## Begin Provided entries

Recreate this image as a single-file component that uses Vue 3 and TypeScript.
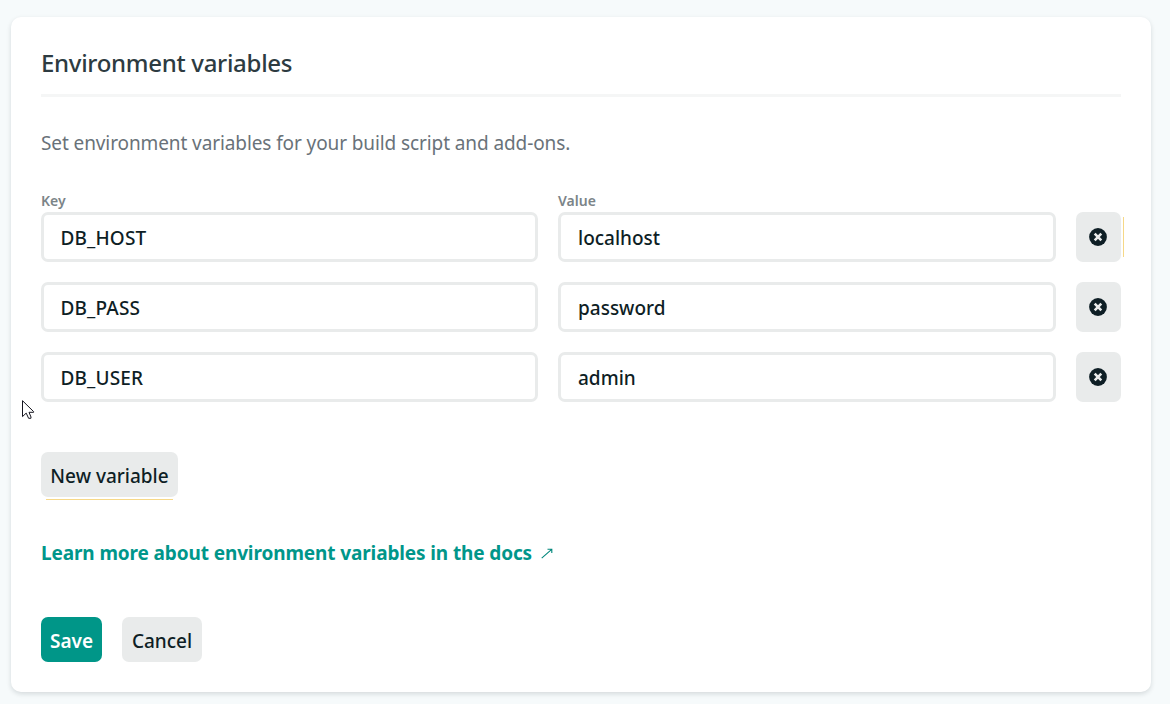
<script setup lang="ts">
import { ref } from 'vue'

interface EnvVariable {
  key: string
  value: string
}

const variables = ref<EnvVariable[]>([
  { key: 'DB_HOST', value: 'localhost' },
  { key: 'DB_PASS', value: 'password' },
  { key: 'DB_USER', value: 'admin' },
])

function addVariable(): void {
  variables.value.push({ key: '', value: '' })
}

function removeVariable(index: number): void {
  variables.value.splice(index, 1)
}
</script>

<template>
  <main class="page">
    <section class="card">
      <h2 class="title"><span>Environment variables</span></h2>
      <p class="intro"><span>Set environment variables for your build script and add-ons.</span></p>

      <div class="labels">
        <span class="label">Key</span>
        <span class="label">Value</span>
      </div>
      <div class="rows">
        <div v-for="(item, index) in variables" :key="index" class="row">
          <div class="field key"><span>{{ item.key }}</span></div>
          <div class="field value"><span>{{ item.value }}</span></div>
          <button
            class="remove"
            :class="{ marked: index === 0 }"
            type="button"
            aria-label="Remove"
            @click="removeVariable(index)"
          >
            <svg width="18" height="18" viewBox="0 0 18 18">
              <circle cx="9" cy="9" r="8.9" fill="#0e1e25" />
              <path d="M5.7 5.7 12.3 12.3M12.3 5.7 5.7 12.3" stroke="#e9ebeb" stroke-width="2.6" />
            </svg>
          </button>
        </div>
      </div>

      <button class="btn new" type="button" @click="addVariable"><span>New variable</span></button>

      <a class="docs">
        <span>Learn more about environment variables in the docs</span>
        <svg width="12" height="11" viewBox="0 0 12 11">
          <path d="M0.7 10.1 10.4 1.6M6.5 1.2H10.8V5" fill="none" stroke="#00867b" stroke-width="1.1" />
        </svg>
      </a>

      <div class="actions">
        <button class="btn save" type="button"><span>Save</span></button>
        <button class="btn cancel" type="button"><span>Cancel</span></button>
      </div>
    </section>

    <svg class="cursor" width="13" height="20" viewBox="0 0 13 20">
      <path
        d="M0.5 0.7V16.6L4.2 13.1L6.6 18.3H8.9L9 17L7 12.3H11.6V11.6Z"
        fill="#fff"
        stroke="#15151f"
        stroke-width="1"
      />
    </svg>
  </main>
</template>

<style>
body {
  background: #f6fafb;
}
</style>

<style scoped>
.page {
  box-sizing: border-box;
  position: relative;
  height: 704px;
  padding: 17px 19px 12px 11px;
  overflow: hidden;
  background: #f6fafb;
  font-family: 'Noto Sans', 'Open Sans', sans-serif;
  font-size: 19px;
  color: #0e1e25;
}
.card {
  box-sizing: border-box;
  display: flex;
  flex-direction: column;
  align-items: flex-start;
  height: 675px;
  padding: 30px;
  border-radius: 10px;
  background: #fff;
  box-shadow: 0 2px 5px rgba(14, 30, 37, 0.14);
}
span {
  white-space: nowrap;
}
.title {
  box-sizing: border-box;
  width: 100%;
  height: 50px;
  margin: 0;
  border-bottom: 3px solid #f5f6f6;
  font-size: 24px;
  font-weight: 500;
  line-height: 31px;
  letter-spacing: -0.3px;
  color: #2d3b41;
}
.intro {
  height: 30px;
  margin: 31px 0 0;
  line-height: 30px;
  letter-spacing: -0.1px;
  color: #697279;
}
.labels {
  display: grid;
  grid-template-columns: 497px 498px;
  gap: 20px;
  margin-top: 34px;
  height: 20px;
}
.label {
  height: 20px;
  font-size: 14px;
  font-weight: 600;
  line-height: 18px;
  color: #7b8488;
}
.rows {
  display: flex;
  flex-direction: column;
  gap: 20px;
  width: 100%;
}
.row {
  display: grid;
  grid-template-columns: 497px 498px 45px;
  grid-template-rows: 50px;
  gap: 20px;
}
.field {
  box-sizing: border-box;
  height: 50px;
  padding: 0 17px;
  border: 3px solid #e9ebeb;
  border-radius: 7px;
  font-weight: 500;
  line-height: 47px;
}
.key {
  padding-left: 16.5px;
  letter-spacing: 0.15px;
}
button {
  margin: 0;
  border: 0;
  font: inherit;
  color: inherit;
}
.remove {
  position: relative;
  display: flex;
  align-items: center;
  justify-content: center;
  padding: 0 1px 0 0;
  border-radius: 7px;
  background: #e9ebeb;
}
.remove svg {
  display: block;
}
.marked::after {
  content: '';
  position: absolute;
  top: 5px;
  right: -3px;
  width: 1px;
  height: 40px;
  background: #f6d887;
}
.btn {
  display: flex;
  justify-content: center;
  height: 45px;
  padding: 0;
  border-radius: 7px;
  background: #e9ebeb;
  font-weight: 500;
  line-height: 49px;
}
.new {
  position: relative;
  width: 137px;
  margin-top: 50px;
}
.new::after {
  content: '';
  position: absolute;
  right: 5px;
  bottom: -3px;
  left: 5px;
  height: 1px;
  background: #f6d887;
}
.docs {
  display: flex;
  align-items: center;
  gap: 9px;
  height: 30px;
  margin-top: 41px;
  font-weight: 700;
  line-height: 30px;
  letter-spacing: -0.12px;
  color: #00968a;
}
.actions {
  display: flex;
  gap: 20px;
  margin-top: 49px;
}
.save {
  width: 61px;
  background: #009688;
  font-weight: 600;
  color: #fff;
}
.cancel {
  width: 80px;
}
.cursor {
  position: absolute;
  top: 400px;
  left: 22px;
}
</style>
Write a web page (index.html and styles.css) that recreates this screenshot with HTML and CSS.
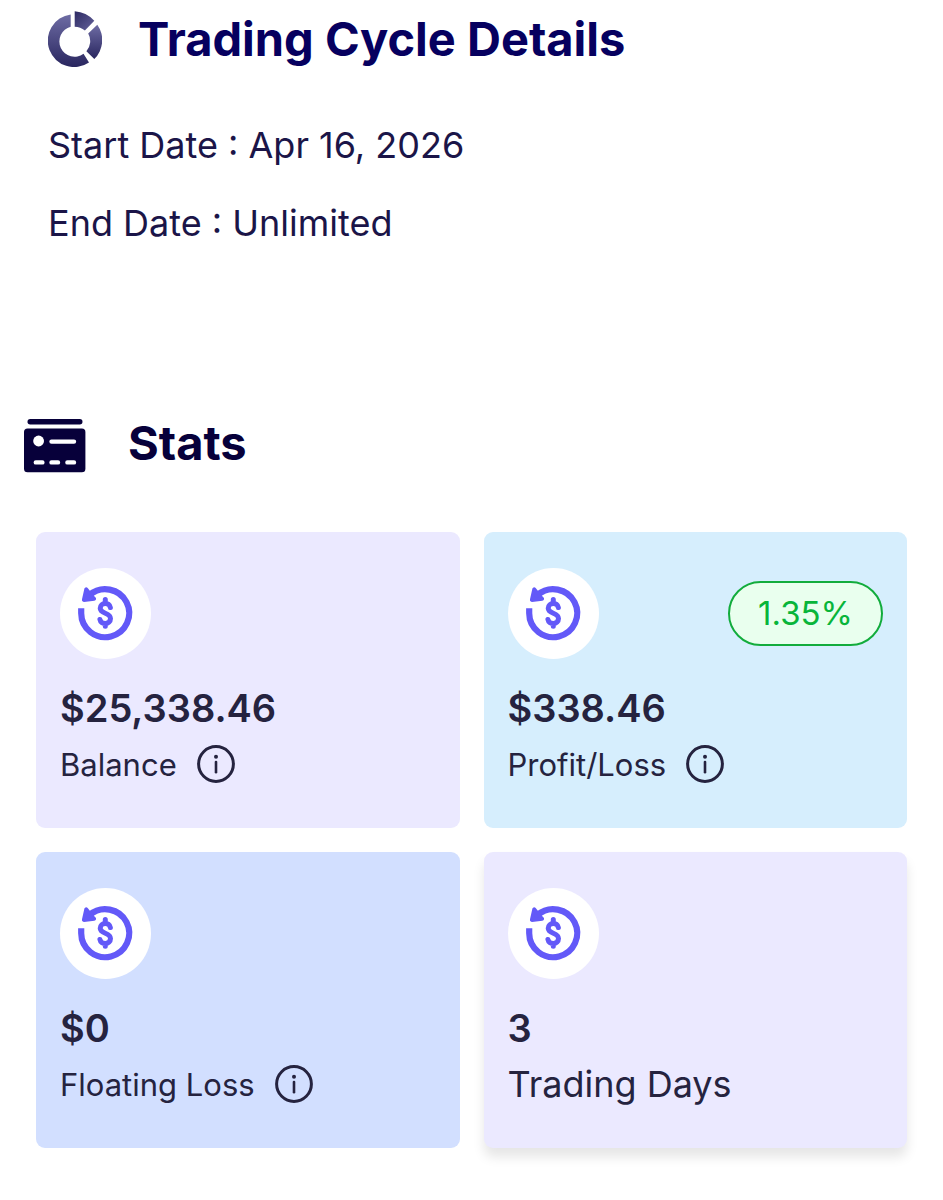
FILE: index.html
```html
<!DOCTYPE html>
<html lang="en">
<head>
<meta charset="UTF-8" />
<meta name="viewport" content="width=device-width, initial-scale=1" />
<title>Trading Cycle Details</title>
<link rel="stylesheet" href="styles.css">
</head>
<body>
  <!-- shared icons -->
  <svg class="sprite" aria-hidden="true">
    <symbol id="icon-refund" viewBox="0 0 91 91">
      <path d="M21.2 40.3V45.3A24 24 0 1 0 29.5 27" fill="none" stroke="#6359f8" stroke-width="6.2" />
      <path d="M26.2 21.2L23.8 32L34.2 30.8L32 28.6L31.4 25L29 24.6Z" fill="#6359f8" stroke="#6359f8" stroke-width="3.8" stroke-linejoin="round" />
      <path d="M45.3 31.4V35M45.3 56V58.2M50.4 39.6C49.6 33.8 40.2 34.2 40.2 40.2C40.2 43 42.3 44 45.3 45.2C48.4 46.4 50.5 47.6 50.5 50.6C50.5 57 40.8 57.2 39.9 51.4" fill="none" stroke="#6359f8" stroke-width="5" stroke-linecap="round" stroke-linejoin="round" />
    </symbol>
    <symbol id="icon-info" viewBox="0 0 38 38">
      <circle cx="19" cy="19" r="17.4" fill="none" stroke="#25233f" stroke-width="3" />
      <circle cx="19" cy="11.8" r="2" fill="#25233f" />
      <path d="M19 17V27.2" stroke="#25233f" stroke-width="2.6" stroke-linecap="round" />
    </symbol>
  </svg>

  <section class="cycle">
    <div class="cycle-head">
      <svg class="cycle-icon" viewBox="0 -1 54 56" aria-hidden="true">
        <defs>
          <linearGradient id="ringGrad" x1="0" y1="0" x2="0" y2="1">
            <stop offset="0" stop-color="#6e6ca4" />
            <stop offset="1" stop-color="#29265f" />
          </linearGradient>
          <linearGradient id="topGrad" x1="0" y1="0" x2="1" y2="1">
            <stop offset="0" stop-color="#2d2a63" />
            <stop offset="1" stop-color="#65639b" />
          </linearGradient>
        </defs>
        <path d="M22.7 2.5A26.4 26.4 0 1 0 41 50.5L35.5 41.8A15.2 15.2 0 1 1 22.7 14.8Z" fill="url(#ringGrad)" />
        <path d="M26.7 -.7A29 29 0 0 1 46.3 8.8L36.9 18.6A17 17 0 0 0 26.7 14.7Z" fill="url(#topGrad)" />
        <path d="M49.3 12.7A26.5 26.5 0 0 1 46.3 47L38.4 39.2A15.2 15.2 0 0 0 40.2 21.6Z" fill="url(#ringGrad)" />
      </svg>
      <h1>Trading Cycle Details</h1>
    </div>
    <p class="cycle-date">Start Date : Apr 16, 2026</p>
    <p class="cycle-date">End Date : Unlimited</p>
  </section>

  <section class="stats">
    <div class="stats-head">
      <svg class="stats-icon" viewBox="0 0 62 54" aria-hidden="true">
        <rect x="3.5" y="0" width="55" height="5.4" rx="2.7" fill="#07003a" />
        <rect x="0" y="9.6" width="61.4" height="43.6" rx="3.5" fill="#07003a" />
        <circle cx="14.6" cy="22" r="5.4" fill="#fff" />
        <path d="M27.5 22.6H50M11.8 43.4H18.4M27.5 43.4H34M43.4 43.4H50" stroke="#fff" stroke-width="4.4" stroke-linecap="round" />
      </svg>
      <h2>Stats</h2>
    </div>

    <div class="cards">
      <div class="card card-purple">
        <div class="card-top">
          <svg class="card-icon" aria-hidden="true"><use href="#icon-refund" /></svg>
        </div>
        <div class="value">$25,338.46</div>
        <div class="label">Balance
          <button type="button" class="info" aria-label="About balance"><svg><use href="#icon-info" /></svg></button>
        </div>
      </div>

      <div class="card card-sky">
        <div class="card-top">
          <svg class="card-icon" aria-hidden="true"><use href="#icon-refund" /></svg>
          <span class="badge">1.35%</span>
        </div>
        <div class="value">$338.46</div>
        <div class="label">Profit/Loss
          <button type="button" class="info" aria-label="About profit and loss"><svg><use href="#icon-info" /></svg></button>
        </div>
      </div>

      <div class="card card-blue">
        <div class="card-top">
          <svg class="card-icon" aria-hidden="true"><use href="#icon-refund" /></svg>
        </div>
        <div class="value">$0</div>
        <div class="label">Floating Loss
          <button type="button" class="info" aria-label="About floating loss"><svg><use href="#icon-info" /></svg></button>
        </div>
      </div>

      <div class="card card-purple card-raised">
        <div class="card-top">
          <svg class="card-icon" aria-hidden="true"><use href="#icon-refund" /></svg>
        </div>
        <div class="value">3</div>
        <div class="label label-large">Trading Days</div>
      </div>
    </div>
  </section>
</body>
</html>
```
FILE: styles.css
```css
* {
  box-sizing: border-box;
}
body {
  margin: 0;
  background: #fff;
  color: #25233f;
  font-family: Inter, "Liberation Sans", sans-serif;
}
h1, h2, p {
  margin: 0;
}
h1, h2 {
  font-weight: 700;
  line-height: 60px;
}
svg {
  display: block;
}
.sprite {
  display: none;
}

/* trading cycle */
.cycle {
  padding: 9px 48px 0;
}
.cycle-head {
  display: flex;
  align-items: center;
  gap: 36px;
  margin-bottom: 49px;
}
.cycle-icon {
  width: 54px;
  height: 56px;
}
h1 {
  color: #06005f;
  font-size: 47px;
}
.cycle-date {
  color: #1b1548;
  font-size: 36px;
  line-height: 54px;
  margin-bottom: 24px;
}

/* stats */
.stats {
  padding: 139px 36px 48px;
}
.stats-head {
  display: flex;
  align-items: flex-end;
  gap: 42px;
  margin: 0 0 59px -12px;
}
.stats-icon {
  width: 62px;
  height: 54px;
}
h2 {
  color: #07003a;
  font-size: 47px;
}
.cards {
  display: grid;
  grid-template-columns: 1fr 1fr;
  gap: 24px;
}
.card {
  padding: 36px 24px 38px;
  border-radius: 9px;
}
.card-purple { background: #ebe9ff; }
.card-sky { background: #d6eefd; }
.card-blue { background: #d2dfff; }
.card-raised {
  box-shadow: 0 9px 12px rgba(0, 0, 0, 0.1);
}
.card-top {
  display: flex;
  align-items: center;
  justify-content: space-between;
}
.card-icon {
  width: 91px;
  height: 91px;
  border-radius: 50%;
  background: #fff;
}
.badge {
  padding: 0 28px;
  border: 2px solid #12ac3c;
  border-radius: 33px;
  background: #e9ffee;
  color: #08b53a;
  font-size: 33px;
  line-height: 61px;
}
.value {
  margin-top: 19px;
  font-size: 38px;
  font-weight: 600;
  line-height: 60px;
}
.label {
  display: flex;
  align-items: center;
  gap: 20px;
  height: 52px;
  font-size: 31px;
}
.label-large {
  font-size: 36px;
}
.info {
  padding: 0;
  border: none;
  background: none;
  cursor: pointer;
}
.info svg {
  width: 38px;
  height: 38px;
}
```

## End Provided entries

• _The problem_
Select and copy every line of the material that holds the string "styles".

• _Output of the task_
Write a web page (index.html and styles.css) that recreates this screenshot with HTML and CSS.
<link rel="stylesheet" href="styles.css">
FILE: styles.css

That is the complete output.